Auf Nachfragen der taz beim Landratsamt Weißeritzkreis erklärten die Sachbearbeiter der Bauaufsichtsbehörde, sie dürften keine näheren Angaben machen, an wie viele Flutopfer solche oder ähnliche „bauaufsichtlichen Verfügungen“ ergangen seien. Die Vorhaben seien nicht abgeschlossen, und übrigens sei man nicht zuständig für die Vergabe von finanziellen Beihilfen zur Renovierung oder zum Abriss verwüsteter Gebäude. Das sei Sache des Bundes.
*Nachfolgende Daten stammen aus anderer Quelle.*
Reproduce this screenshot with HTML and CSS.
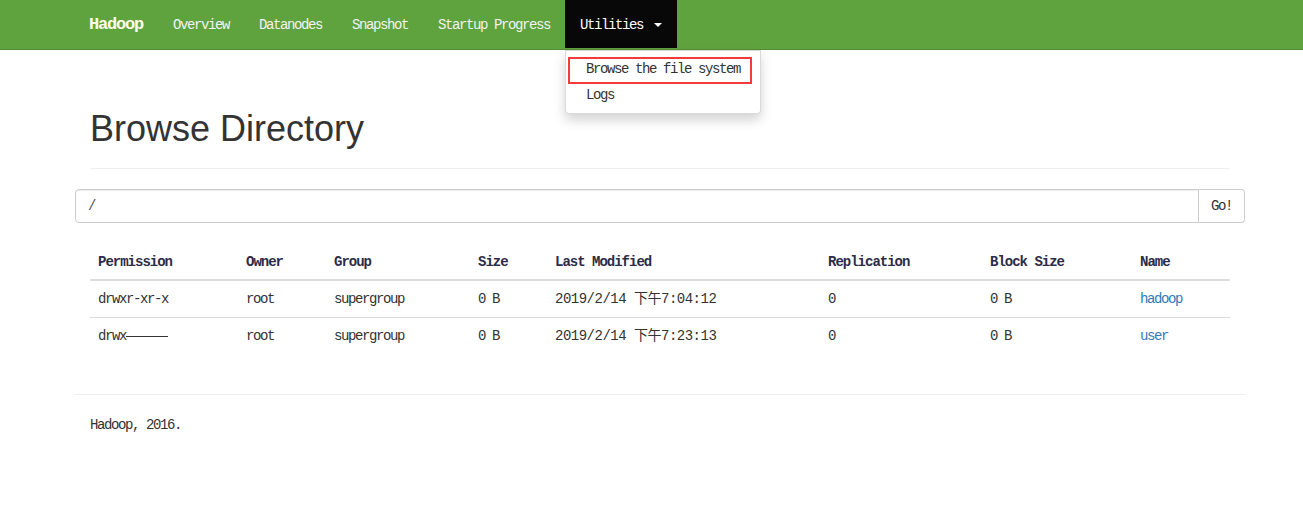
FILE: index.html
```html
<!DOCTYPE html>
<html lang="en">
<head>
<meta charset="utf-8">
<title>Browsing HDFS</title>
<link rel="stylesheet" href="styles.css">
</head>
<body>
<header class="navbar">
  <div class="container nav-inner">
    <a class="brand" href="#">Hadoop</a>
    <ul class="nav">
      <li><a href="#">Overview</a></li>
      <li><a href="#">Datanodes</a></li>
      <li><a href="#">Snapshot</a></li>
      <li><a href="#">Startup Progress</a></li>
      <li class="dropdown open">
        <a href="#" class="dropdown-toggle">Utilities <span class="caret"></span></a>
        <ul class="dropdown-menu">
          <li><a href="#">Browse the file system</a></li>
          <li><a href="#">Logs</a></li>
          <span class="highlight"></span>
        </ul>
      </li>
    </ul>
  </div>
</header>

<main class="container">
  <div class="page-header">
    <h1>Browse Directory</h1>
  </div>

  <form class="input-group">
    <input class="form-control" type="text" value="/">
    <button class="btn" type="button">Go!</button>
  </form>

  <div class="table-wrap">
    <table class="table">
      <colgroup>
        <col class="c-perm"><col class="c-owner"><col class="c-group"><col class="c-size">
        <col class="c-mod"><col class="c-rep"><col class="c-block"><col class="c-name">
      </colgroup>
      <thead>
        <tr>
          <th>Permission</th><th>Owner</th><th>Group</th><th>Size</th>
          <th>Last Modified</th><th>Replication</th><th>Block Size</th><th>Name</th>
        </tr>
      </thead>
      <tbody>
        <tr>
          <td>drwxr-xr-x</td><td>root</td><td>supergroup</td><td>0 B</td>
          <td class="date">2019/2/14 下午7:04:12</td><td>0</td><td>0 B</td><td><a href="#">hadoop</a></td>
        </tr>
        <tr>
          <td>drwx<span class="dash">------</span></td><td>root</td><td>supergroup</td><td>0 B</td>
          <td class="date">2019/2/14 下午7:23:13</td><td>0</td><td>0 B</td><td><a href="#">user</a></td>
        </tr>
      </tbody>
    </table>
  </div>

  <hr class="footer-rule">
  <footer class="footer">
    <p>Hadoop, 2016.</p>
  </footer>
</main>
</body>
</html>
```

FILE: styles.css
```css
* {
  box-sizing: border-box;
}

html, body {
  margin: 0;
  padding: 0;
}

body {
  font-family: "Liberation Mono", "Noto Sans CJK SC", monospace;
  font-size: 14px;
  letter-spacing: -1.4px;
  line-height: 20px;
  color: #333;
  background: #fff;
}

a {
  color: #337ab7;
  text-decoration: none;
}

.container {
  width: 1170px;
  margin-left: 75px;
  padding: 0 15px;
}

/* Navbar */
.navbar {
  background: #5fa33e;
  border-bottom: 1px solid #528f35;
  height: 50px;
  margin-bottom: 20px;
}

.nav-inner {
  display: flex;
  align-items: flex-start;
  height: 49px;
}

.brand {
  font-size: 17px;
  font-weight: bold;
  letter-spacing: -1.2px;
  color: #fffbe6;
  margin-left: -15px;
  padding: 15px 15px 14px 14px;
  line-height: 20px;
}

.nav {
  list-style: none;
  margin: 0;
  padding: 0;
  display: flex;
}

.nav > li {
  position: relative;
}

.nav > li > a {
  display: block;
  padding: 15px 15px 14px;
  line-height: 20px;
  color: #f2f2f2;
}

.nav > li.open > a {
  background: #080808;
  color: #fff;
  height: 48px;
}

.caret {
  display: inline-block;
  width: 0;
  height: 0;
  margin-left: 4px;
  vertical-align: middle;
  border-top: 4px solid #fff;
  border-left: 4px solid transparent;
  border-right: 4px solid transparent;
}

.dropdown-menu {
  position: absolute;
  top: 50px;
  left: 0;
  z-index: 10;
  list-style: none;
  margin: 0;
  padding: 5px 0;
  background: #fff;
  border: 1px solid rgba(0, 0, 0, 0.15);
  border-radius: 0 0 4px 4px;
  box-shadow: 0 6px 12px rgba(0, 0, 0, 0.175);
  white-space: nowrap;
}

.dropdown-menu li a {
  display: block;
  padding: 3px 20px;
  line-height: 20px;
  color: #333;
}

.highlight {
  position: absolute;
  left: 2px;
  top: 6px;
  width: 184px;
  height: 27px;
  border: 2px solid #f53a3a;
}

/* Page header */
.page-header {
  margin: 59px 0 20px;
  padding-bottom: 9px;
  border-bottom: 1px solid #eee;
}

.page-header h1 {
  margin: 0 0 10px;
  font-family: "Liberation Sans", Arial, sans-serif;
  font-size: 36px;
  font-weight: 500;
  line-height: 1.1;
  letter-spacing: 0;
  color: #333;
}

/* Input group */
.input-group {
  display: flex;
  margin: 0 -15px;
}

.form-control {
  flex: 1;
  height: 34px;
  padding: 6px 12px;
  font-family: "Liberation Mono", monospace;
  font-size: 14px;
  letter-spacing: -1.4px;
  color: #555;
  border: 1px solid #ccc;
  border-radius: 4px 0 0 4px;
  box-shadow: inset 0 1px 1px rgba(0, 0, 0, 0.075);
  outline: none;
}

.btn {
  height: 34px;
  padding: 6px 12px;
  font-family: "Liberation Mono", monospace;
  font-size: 14px;
  letter-spacing: -1.4px;
  color: #333;
  background: #fff;
  border: 1px solid #ccc;
  border-left: 0;
  border-radius: 0 4px 4px 0;
}

/* Table */
.table-wrap {
  margin-top: 20px;
}

.table {
  width: 1140px;
  table-layout: fixed;
  border-collapse: collapse;
  margin-bottom: 20px;
}

.c-perm { width: 148px; }
.c-owner { width: 88px; }
.c-group { width: 144px; }
.c-size { width: 77px; }
.c-mod { width: 273px; }
.c-rep { width: 162px; }
.c-block { width: 150px; }
.c-name { width: 98px; }

.table th,
.table td {
  padding: 8px;
  line-height: 20px;
  text-align: left;
  white-space: nowrap;
}

.table th {
  padding-top: 9px;
  padding-bottom: 7px;
  font-weight: bold;
  letter-spacing: -1px;
  color: #2c2c48;
  border-bottom: 2px solid #ddd;
}

.table tbody tr + tr td {
  border-top: 1px solid #ddd;
}

.table td.date {
  letter-spacing: -0.5px;
}

.dash {
  color: transparent;
  text-decoration: line-through;
  text-decoration-color: #333;
  text-decoration-thickness: 1px;
}

/* Footer */
.footer-rule {
  margin: 40px -15px 20px;
  border: 0;
  border-top: 1px solid #eee;
}

.footer p {
  margin: 0;
  line-height: 20px;
}
```
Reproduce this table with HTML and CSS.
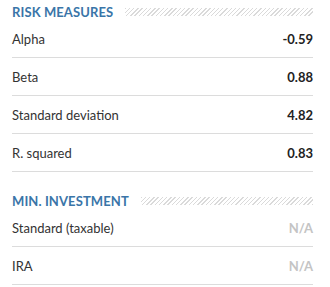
FILE: index.html
```html
<!DOCTYPE html>
<html>
<head>
<meta charset="utf-8">
<link rel="stylesheet" href="styles.css">
</head>
<body>
<div class="panel">
  <div class="section-head"><span class="title">RISK MEASURES</span><span class="hatch"></span></div>
  <div class="row"><span class="label">Alpha</span><span class="value">-0.59</span></div>
  <div class="row"><span class="label">Beta</span><span class="value">0.88</span></div>
  <div class="row"><span class="label">Standard deviation</span><span class="value">4.82</span></div>
  <div class="row"><span class="label">R. squared</span><span class="value">0.83</span></div>
  <div class="section-head second"><span class="title">MIN. INVESTMENT</span><span class="hatch"></span></div>
  <div class="row"><span class="label">Standard (taxable)</span><span class="value na">N/A</span></div>
  <div class="row"><span class="label">IRA</span><span class="value na">N/A</span></div>
</div>
</body>
</html>
```
FILE: styles.css
```css
html, body { margin: 0; padding: 0; background: #fff; }
body { font-family: Lato, "Open Sans", sans-serif; color: #333; }
.panel { width: 301px; margin-left: 12px; padding-top: 3px; }
.section-head { display: flex; align-items: center; gap: 12px; height: 17px; }
.section-head.second { margin-top: 20px; }
.title { font-size: 13px; font-weight: 700; color: #3a75a8; letter-spacing: 0.1px; white-space: nowrap; }
.hatch { flex: 1; height: 8px; background: repeating-linear-gradient(135deg, #dadada 0 1px, #fff 1px 3px); }
.row { display: flex; justify-content: space-between; align-items: center; height: 37px; border-bottom: 1px solid #dcdcdc; font-size: 13px; }
.label { color: #333; }
.value { font-weight: 700; color: #222; }
.value.na { color: #c4c4c4; }
```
Scharfe Kritik am Verhalten der Bundesregierung, jedoch sehr allgemein gehalten, übte gestern auch Gerd Landsberg vom deutschen Städte- und Gemeindebund. Der Hauptgeschäftsführer des Kommunalverbands für Sachsen beklagte die seiner Meinung nach schleppende Auszahlung der Fluthilfen. „Die Kommunen in Sachsen sind enttäuscht und wütend, dass sie bisher kein Geld aus dem Hilfsfonds erhalten haben“, sagte Landsberg der in Chemnitz erscheinenden Freien Presse. Die bisher ausgezahlten 35 Millionen Euro seien nichts anderes als eine Vorauszahlung aus dem sächsischen Finanzausgleich. Von den Fluthilfen selbst gebe es noch keine Spur, weil sich das Geld noch in der Pipeline zwischen dem Bund und der sächsischen Landesregierung befinde. Dies sei umso ärgerlicher für die sächsischen Kommunen, weil die Städte und Gemeinden in Sachsen-Anhalt ihren Anteil bereits erhalten hätten.

Die Bauern im Weißeritztal kamen selbst nicht in den Genuss der Vorauszahlungen. Doch am meisten ärgert sie, dass man sie nicht einfach gewähren lässt: Wenn schon kein Geld vom Staat, dann bitte auch keine Bauauflagen zum Abriss.